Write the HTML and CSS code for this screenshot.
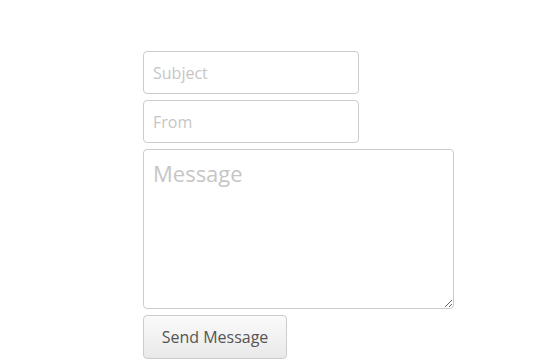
FILE: index.html
```html
<!DOCTYPE html>
<html>
<head>
<meta charset="utf-8">
<link rel="stylesheet" href="styles.css">
</head>
<body>
<form class="contact">
  <input class="field" type="text" placeholder="Subject">
  <input class="field" type="text" placeholder="From">
  <textarea class="message" placeholder="Message"></textarea>
  <button class="send" type="button">Send Message</button>
</form>
</body>
</html>
```
FILE: styles.css
```css
html, body {
  margin: 0;
  padding: 0;
  background: #fff;
}
.contact {
  display: flex;
  flex-direction: column;
  align-items: flex-start;
  gap: 6px;
  padding: 51px 0 0 143px;
  font-family: "Open Sans", sans-serif;
}
.field, .message {
  box-sizing: border-box;
  border: 1px solid #cccccc;
  border-radius: 4px;
  font-family: "Open Sans", sans-serif;
  color: #555;
  background: #fff;
  margin: 0;
  outline: none;
}
.field {
  width: 216px;
  height: 43px;
  padding: 0 9px;
  font-size: 16px;
}
.message {
  width: 311px;
  height: 160px;
  padding: 8px 9px;
  font-size: 22px;
  resize: both;
}
.field::placeholder, .message::placeholder {
  color: #c6c6c6;
}
.send {
  box-sizing: border-box;
  width: 144px;
  height: 44px;
  margin: 0;
  border: 1px solid #cccccc;
  border-radius: 4px;
  background: linear-gradient(#fafafa, #e9e9e9);
  color: #555;
  font-family: "Open Sans", sans-serif;
  font-size: 16px;
  padding: 0;
}
```
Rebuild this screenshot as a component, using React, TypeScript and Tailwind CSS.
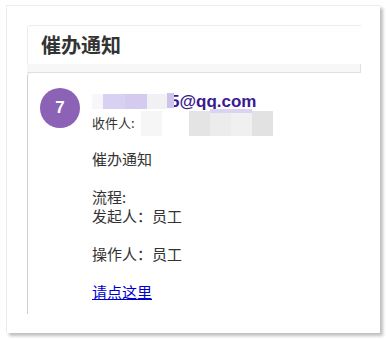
import React from "react";

const cjk = { fontFamily: '"Noto Sans CJK SC", "Liberation Sans", sans-serif' };

const App = () => {
  return (
    <div className="w-[386px] h-[340px] bg-white relative" style={cjk}>
      <div className="absolute left-[6px] top-[5px] w-[374px] h-[328px] bg-white border-t border-l border-[#ececec] shadow-[3px_3px_3px_rgba(0,0,0,0.25)] pl-[20px] pt-[19px]">
        <div className="w-[334px] flex flex-col">
          <div className="h-[39px] bg-white border-l border-t border-[#ececec] rounded-tl-[4px] flex items-center pl-[13px]">
            <span className="text-[20px] font-bold text-[#333] leading-none">催办通知</span>
          </div>
          <div className="h-[9px] bg-[#f7f7f7] border-b border-r border-[#e0e0e0]" />
          <div className="h-[241px] border-l border-[#cfcfcf] rounded-tl-[4px] flex pl-[12px] pt-[15px] gap-[12px]">
            <div className="w-[40px] h-[40px] rounded-full bg-[#8c62b7] flex items-center justify-center shrink-0">
              <span className="text-white font-bold text-[17px]" style={{ fontFamily: '"Liberation Sans", sans-serif' }}>7</span>
            </div>
            <div className="flex flex-col pt-[4px]">
              <div className="flex items-center h-[18px] relative">
                <div className="flex h-[15px]">
                  <span className="w-[11px] bg-[#f7f6fb]" />
                  <span className="w-[22px] bg-[#d9d1f1]" />
                  <span className="w-[22px] bg-[#d4cbee]" />
                  <span className="w-[20px] bg-[#f1f0f2]" />
                </div>
                <span className="text-[17px] font-bold text-[#3a1b8e] leading-none ml-[3px]" style={{ fontFamily: '"Liberation Sans", sans-serif' }}>5@qq.com</span>
                <span className="absolute left-[75px] top-[1px] w-[7px] h-[15px] bg-[#cfc3ec]" />
              </div>
              <div className="flex items-center h-[22px] mt-[2px] relative">
                <span className="text-[13px] text-[#333]">收件人:</span>
                <div className="flex h-[25px] ml-[6px]">
                  <span className="w-[21px] bg-[#f6f6f6]" />
                  <span className="w-[27px]" />
                  <span className="w-[21px] bg-[#e4e4e4]" />
                  <span className="w-[21px] bg-[#ececec]" />
                  <span className="w-[21px] bg-[#f0f0f0]" />
                  <span className="w-[21px] bg-[#e2e2e2]" />
                </div>
                <span className="absolute left-[118px] -top-[3px] w-[42px] h-[4px] bg-[#dcd3f0]" />
              </div>
              <div className="text-[15px] leading-[19px] text-[#333] mt-[15px]">
                <p>催办通知</p>
                <p>&nbsp;</p>
                <p>流程:</p>
                <p>发起人：员工</p>
                <p>&nbsp;</p>
                <p>操作人：员工</p>
                <p>&nbsp;</p>
                <p>
                  <a href="#" className="text-[#0000cc] underline">请点这里</a>
                </p>
              </div>
            </div>
          </div>
        </div>
      </div>
    </div>
  );
};

export default App;
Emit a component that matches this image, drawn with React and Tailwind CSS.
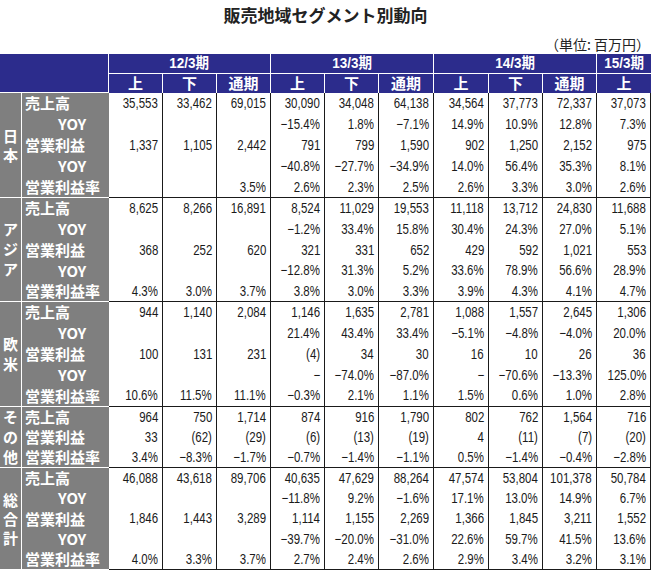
import React from "react";

const sections = [
  {
    region: ["日", "本"],
    lead: "leading-[19px]",
    span: "row-span-5",
    rows: [
      ["売上高", ["35,553", "33,462", "69,015", "30,090", "34,048", "64,138", "34,564", "37,773", "72,337", "37,073"]],
      ["YOY", ["", "", "", "−15.4%", "1.8%", "−7.1%", "14.9%", "10.9%", "12.8%", "7.3%"]],
      ["営業利益", ["1,337", "1,105", "2,442", "791", "799", "1,590", "902", "1,250", "2,152", "975"]],
      ["YOY", ["", "", "", "−40.8%", "−27.7%", "−34.9%", "14.0%", "56.4%", "35.3%", "8.1%"]],
      ["営業利益率", ["", "", "3.5%", "2.6%", "2.3%", "2.5%", "2.6%", "3.3%", "3.0%", "2.6%"]],
    ],
  },
  {
    region: ["ア", "ジ", "ア"],
    lead: "leading-[20px]",
    span: "row-span-5",
    rows: [
      ["売上高", ["8,625", "8,266", "16,891", "8,524", "11,029", "19,553", "11,118", "13,712", "24,830", "11,688"]],
      ["YOY", ["", "", "", "−1.2%", "33.4%", "15.8%", "30.4%", "24.3%", "27.0%", "5.1%"]],
      ["営業利益", ["368", "252", "620", "321", "331", "652", "429", "592", "1,021", "553"]],
      ["YOY", ["", "", "", "−12.8%", "31.3%", "5.2%", "33.6%", "78.9%", "56.6%", "28.9%"]],
      ["営業利益率", ["4.3%", "3.0%", "3.7%", "3.8%", "3.0%", "3.3%", "3.9%", "4.3%", "4.1%", "4.7%"]],
    ],
  },
  {
    region: ["欧", "米"],
    lead: "leading-[20px]",
    span: "row-span-5",
    rows: [
      ["売上高", ["944", "1,140", "2,084", "1,146", "1,635", "2,781", "1,088", "1,557", "2,645", "1,306"]],
      ["YOY", ["", "", "", "21.4%", "43.4%", "33.4%", "−5.1%", "−4.8%", "−4.0%", "20.0%"]],
      ["営業利益", ["100", "131", "231", "(4)", "34", "30", "16", "10", "26", "36"]],
      ["YOY", ["", "", "", "−", "−74.0%", "−87.0%", "−", "−70.6%", "−13.3%", "125.0%"]],
      ["営業利益率", ["10.6%", "11.5%", "11.1%", "−0.3%", "2.1%", "1.1%", "1.5%", "0.6%", "1.0%", "2.8%"]],
    ],
  },
  {
    region: ["そ", "の", "他"],
    lead: "leading-[20px]",
    span: "row-span-3",
    rows: [
      ["売上高", ["964", "750", "1,714", "874", "916", "1,790", "802", "762", "1,564", "716"]],
      ["営業利益", ["33", "(62)", "(29)", "(6)", "(13)", "(19)", "4", "(11)", "(7)", "(20)"]],
      ["営業利益率", ["3.4%", "−8.3%", "−1.7%", "−0.7%", "−1.4%", "−1.1%", "0.5%", "−1.4%", "−0.4%", "−2.8%"]],
    ],
  },
  {
    region: ["総", "合", "計"],
    lead: "leading-[19px]",
    span: "row-span-5",
    rows: [
      ["売上高", ["46,088", "43,618", "89,706", "40,635", "47,629", "88,264", "47,574", "53,804", "101,378", "50,784"]],
      ["YOY", ["", "", "", "−11.8%", "9.2%", "−1.6%", "17.1%", "13.0%", "14.9%", "6.7%"]],
      ["営業利益", ["1,846", "1,443", "3,289", "1,114", "1,155", "2,269", "1,366", "1,845", "3,211", "1,552"]],
      ["YOY", ["", "", "", "−39.7%", "−20.0%", "−31.0%", "22.6%", "59.7%", "41.5%", "13.6%"]],
      ["営業利益率", ["4.0%", "3.3%", "3.7%", "2.7%", "2.4%", "2.6%", "2.9%", "3.4%", "3.2%", "3.1%"]],
    ],
  },
];

const periods = [
  { label: "12/3期", cls: "col-span-3 border-r" },
  { label: "13/3期", cls: "col-span-3 border-r" },
  { label: "14/3期", cls: "col-span-3 border-r" },
  { label: "15/3期", cls: "col-span-1" },
];
const subs = ["上", "下", "通期", "上", "下", "通期", "上", "下", "通期", "上"];

const jp = "font-['Noto_Sans_CJK_JP',sans-serif]";
const num = "font-['Liberation_Sans','Noto_Sans_CJK_JP',sans-serif]";

export default function App() {
  return (
    <div className="w-[651px] h-[572px] bg-white text-[#1a1a1a]">
      <div className={`h-[30px] flex items-center justify-center ${jp} font-bold text-[17px] text-[#222]`}>
        販売地域セグメント別動向
      </div>
      <div className={`h-[24px] flex items-center justify-end pt-[4px] pr-[1px] ${jp} text-[14px] text-[#222]`}>
        （単位: 百万円）
      </div>
      <div className="grid grid-cols-[22px_87px_repeat(5,54px)_55px_55px_repeat(3,54px)] grid-rows-[20px_19px_repeat(5,21px)_repeat(5,20.8px)_repeat(5,21px)_repeat(3,20.33px)_repeat(5,20.4px)]">
        <div className="row-span-2 col-span-2 bg-[#2c2c8c] border-r border-b border-white" />
        {periods.map((p, i) => (
          <div
            key={i}
            className={`${p.cls} bg-[#2c2c8c] border-b border-white flex items-center justify-center text-white font-bold text-[15px] ${num}`}
          >
            <span className="inline-block scale-x-[0.9]">{p.label}</span>
          </div>
        ))}
        {subs.map((s, i) => (
          <div
            key={i}
            className={`bg-[#2c2c8c] ${i < 9 ? "border-r" : ""} border-white flex items-center justify-center text-white font-bold text-[15px] ${jp}`}
          >
            {s}
          </div>
        ))}
        {sections.map((sec, si) => (
          <React.Fragment key={si}>
            <div
              className={`${sec.span} bg-[#7f7f7f] border-r border-b border-white flex flex-col items-center justify-center text-white font-bold text-[15px] ${sec.lead} ${jp}`}
            >
              {sec.region.map((c, ci) => (
                <span key={ci}>{c}</span>
              ))}
            </div>
            {sec.rows.map(([label, vals], ri) => {
              const last = ri === sec.rows.length - 1;
              return (
                <React.Fragment key={ri}>
                  <div
                    className={`bg-[#7f7f7f] ${last ? "border-b border-white" : ""} flex items-center text-white font-bold text-[15px] whitespace-nowrap ${jp} ${label === "YOY" ? "pl-[36px]" : "pl-[3px]"}`}
                  >
                    {label}
                  </div>
                  {vals.map((v, vi) => (
                    <div
                      key={vi}
                      className={`border-r ${last ? "border-b" : ""} border-[#1a1a1a] flex items-center justify-end pr-[4px] text-[14px] ${num}`}
                    >
                      <span className="inline-block whitespace-nowrap scale-x-[0.82] origin-right">{v}</span>
                    </div>
                  ))}
                </React.Fragment>
              );
            })}
          </React.Fragment>
        ))}
      </div>
    </div>
  );
}
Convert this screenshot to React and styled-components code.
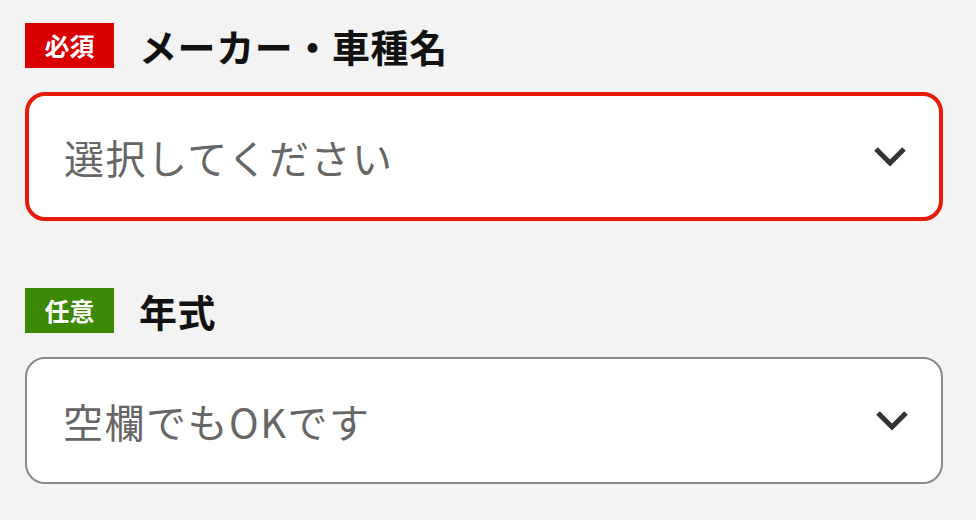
import React from 'react';
import styled, { createGlobalStyle } from 'styled-components'

const GlobalStyle = createGlobalStyle`
    html, body {
        margin: 0;
        background: #f3f3f3;
    }
    body {
        font-family: "Noto Sans CJK JP", "Noto Sans", sans-serif;
    }
`

const Page = styled.div`
    display: flex;
    flex-direction: column;
    gap: 67px;
    padding: 23px 33px 0 25px;
`

const Field = styled.div`
    display: flex;
    flex-direction: column;
    gap: 24px;
`

const Header = styled.div`
    display: flex;
    align-items: center;
    gap: 25px;
`

const Badge = styled.span`
    display: flex;
    align-items: center;
    justify-content: center;
    width: 89px;
    height: 45px;
    background: ${p => p.$required ? '#d80000' : '#3b8904'};
    color: #fff;
    font-size: 25px;
    font-weight: bold;
    line-height: 1;
`

const Label = styled.span`
    font-size: 38px;
    font-weight: bold;
    letter-spacing: 0.6px;
    color: #111;
    line-height: 1;
`

const Select = styled.div`
    box-sizing: border-box;
    display: flex;
    align-items: center;
    justify-content: space-between;
    height: ${p => p.$error ? '129px' : '127px'};
    padding: 0 32px 0 ${p => p.$error ? '35px' : '36px'};
    background: #fff;
    border: ${p => p.$error ? '4px solid #e81a0c' : '2px solid #8a8a8a'};
    border-radius: 20px;
`

const Placeholder = styled.span`
    font-size: 40px;
    letter-spacing: 1.5px;
    color: #666;
    line-height: 1;
`

const Chevron = () => (
    <svg width="34" height="22" viewBox="0 0 34 22">
        <path d="M3 3 L17 17 L31 3" fill="none" stroke="#333" strokeWidth="5"/>
    </svg>
)

const fields = [
    { required: true, label: 'メーカー・車種名', placeholder: '選択してください', error: true },
    { required: false, label: '年式', placeholder: '空欄でもOKです', error: false },
]

const App = () => {
    return (
        <>
            <GlobalStyle/>
            <Page>
                {fields.map(f => (
                    <Field key={f.label}>
                        <Header>
                            <Badge $required={f.required}>{f.required ? '必須' : '任意'}</Badge>
                            <Label>{f.label}</Label>
                        </Header>
                        <Select $error={f.error}>
                            <Placeholder>{f.placeholder}</Placeholder>
                            <Chevron/>
                        </Select>
                    </Field>
                ))}
            </Page>
        </>
    );
}

export default App;
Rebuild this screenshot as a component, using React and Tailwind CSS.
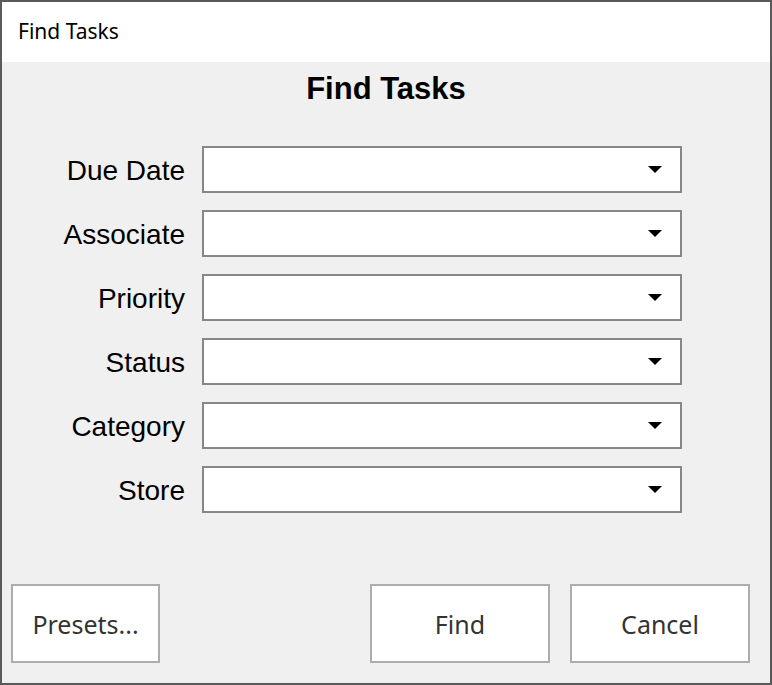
import { useState } from "react"

const fields = ["Due Date", "Associate", "Priority", "Status", "Category", "Store"]

function Combo() {
  return (
    <div className="ml-[17px] w-[480px] h-[47px] bg-white border-2 border-[#878787] flex items-center justify-end pr-[18px]">
      <svg width="14" height="8" viewBox="0 0 14 8">
        <path d="M0 0 L14 0 L7 7 Z" fill="#000" />
      </svg>
    </div>
  )
}

function Button({ children, className }) {
  return (
    <button
      className={"h-[79px] pt-[3px] bg-white border-2 border-[#adadad] text-[25px] text-[#333] " + className}
      style={{ fontFamily: '"Noto Sans", "Open Sans", sans-serif' }}
    >
      {children}
    </button>
  )
}

export default function App() {
  const [values] = useState({})

  return (
    <div className="w-[772px] h-[685px] border-2 border-[#5a5a5a] flex flex-col bg-[#f0f0f0]">

      {/* TITLE BAR */}
      <div
        className="h-[60px] bg-white flex items-center pl-4 text-[21px] text-black"
        style={{ fontFamily: '"Noto Sans", "Open Sans", sans-serif' }}
      >
        Find Tasks
      </div>

      {/* BODY */}
      <div
        className="flex-1 flex flex-col"
        style={{ fontFamily: '"Liberation Sans", Arial, sans-serif' }}
      >
        <h1 className="mt-[11px] text-center text-[31px] leading-[32px] font-bold text-black">
          Find Tasks
        </h1>

        <div className="mt-[41px] flex flex-col gap-[17px]">
          {fields.map((f) => (
            <div key={f} className="flex items-center">
              <label className="w-[183px] pt-[2px] text-right text-[28px] leading-none text-black">
                {f}
              </label>
              <Combo value={values[f]} />
            </div>
          ))}
        </div>

        <div className="flex-1" />

        {/* BUTTONS */}
        <div className="flex items-center pb-[20px]">
          <Button className="ml-[9px] w-[149px]">Presets...</Button>
          <div className="flex-1" />
          <Button className="w-[180px]">Find</Button>
          <Button className="ml-[20px] mr-[20px] w-[180px]">Cancel</Button>
        </div>
      </div>

    </div>
  )
}
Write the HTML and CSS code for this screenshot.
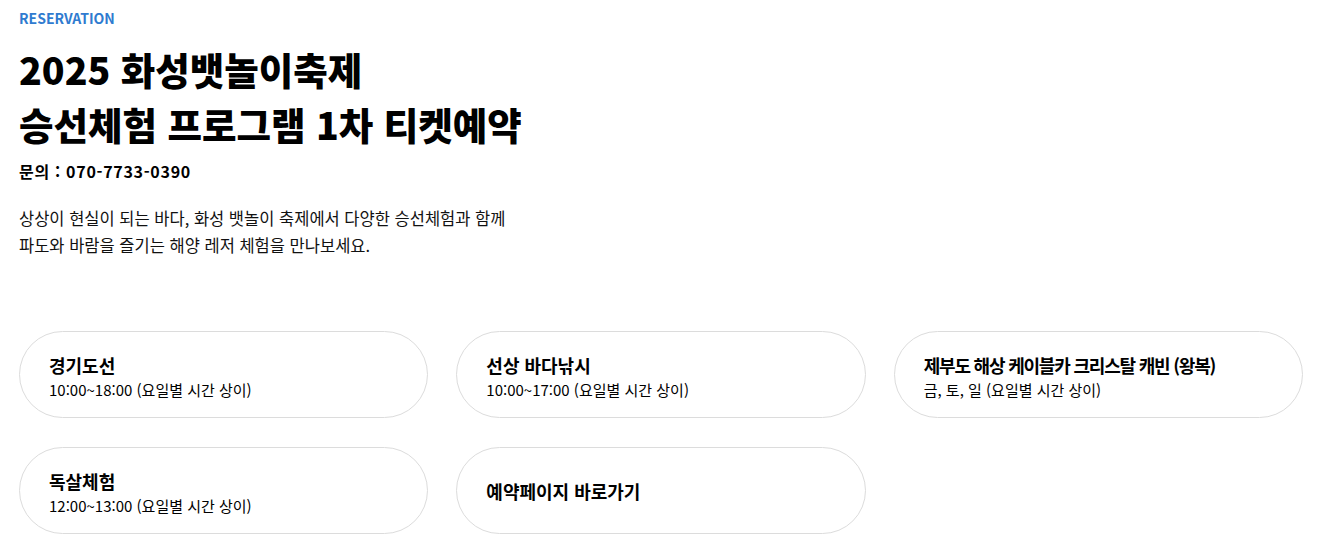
FILE: index.html
```html
<!DOCTYPE html>
<html lang="ko">
<head>
<meta charset="utf-8">
<title>2025 화성뱃놀이축제 승선체험 프로그램 1차 티켓예약</title>
<link rel="stylesheet" href="styles.css">
</head>
<body>
<main class="page">
  <header class="intro">
    <p class="eyebrow">RESERVATION</p>
    <h1 class="title">2025 화성뱃놀이축제<br>승선체험 프로그램 1차 티켓예약</h1>
    <p class="contact">문의 : 070-7733-0390</p>
    <p class="desc">상상이 현실이 되는 바다, 화성 뱃놀이 축제에서 다양한 승선체험과 함께<br>파도와 바람을 즐기는 해양 레저 체험을 만나보세요.</p>
  </header>
  <section class="cards">
    <a class="card" href="#">
      <strong class="card-title">경기도선</strong>
      <span class="card-sub">10:00~18:00 (요일별 시간 상이)</span>
    </a>
    <a class="card" href="#">
      <strong class="card-title">선상 바다낚시</strong>
      <span class="card-sub">10:00~17:00 (요일별 시간 상이)</span>
    </a>
    <a class="card" href="#">
      <strong class="card-title card-title-long">제부도 해상 케이블카 크리스탈 캐빈 (왕복)</strong>
      <span class="card-sub">금, 토, 일 (요일별 시간 상이)</span>
    </a>
    <a class="card" href="#">
      <strong class="card-title">독살체험</strong>
      <span class="card-sub">12:00~13:00 (요일별 시간 상이)</span>
    </a>
    <a class="card card-single" href="#">
      <strong class="card-title">예약페이지 바로가기</strong>
    </a>
  </section>
</main>
</body>
</html>
```
FILE: styles.css
```css
* { box-sizing: border-box; }
html, body { margin: 0; padding: 0; background: #fff; }
body {
  font-family: "Noto Sans CJK KR", "Noto Sans", sans-serif;
  color: #000;
}
.page {
  padding: 8px 19px 0 19px;
  width: 1322px;
}
.intro p, .intro h1 { margin: 0; }
.eyebrow {
  color: #2f7bd0;
  font-size: 14px;
  font-weight: 700;
  line-height: 20px;
}
.title {
  margin-top: 13px !important;
  font-size: 37.5px;
  font-weight: 900;
  line-height: 55px;
  letter-spacing: 0;
}
.contact {
  margin-top: 8px !important;
  font-size: 16px;
  font-weight: 700;
  line-height: 24px;
  letter-spacing: 0.7px;
}
.desc {
  margin-top: 22px !important;
  font-size: 16.5px;
  font-weight: 400;
  line-height: 27px;
  color: #111;
}
.cards {
  margin-top: 72px;
  display: grid;
  grid-template-columns: repeat(3, 1fr);
  column-gap: 28px;
  row-gap: 29px;
  width: 1284px;
}
.card {
  height: 87px;
  border: 1px solid #dcdcdc;
  border-radius: 44px;
  padding: 4px 29px 0;
  display: flex;
  flex-direction: column;
  justify-content: center;
  text-decoration: none;
  color: #000;
}
.card-single { padding-top: 1px; }
.card-title {
  font-size: 18px;
  font-weight: 700;
  line-height: 25px;
  letter-spacing: 0;
}
.card-title-long { letter-spacing: -1.2px; }
.card-sub {
  margin-top: 1px;
  font-size: 15px;
  font-weight: 400;
  line-height: 22px;
}
```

┄┄┄┄┄┄┄┄┄┄┄┄┄┄┄┄┄┄┄┄

What to work on: For each line of the entries that includes "screenshot", show that line.

Task result:
Write the HTML and CSS code for this screenshot.
Rebuild this screenshot as a component, using React, TypeScript and Tailwind CSS.
Convert this screenshot to React and styled-components code.
Rebuild this screenshot as a component, using React and Tailwind CSS.
Write the HTML and CSS code for this screenshot.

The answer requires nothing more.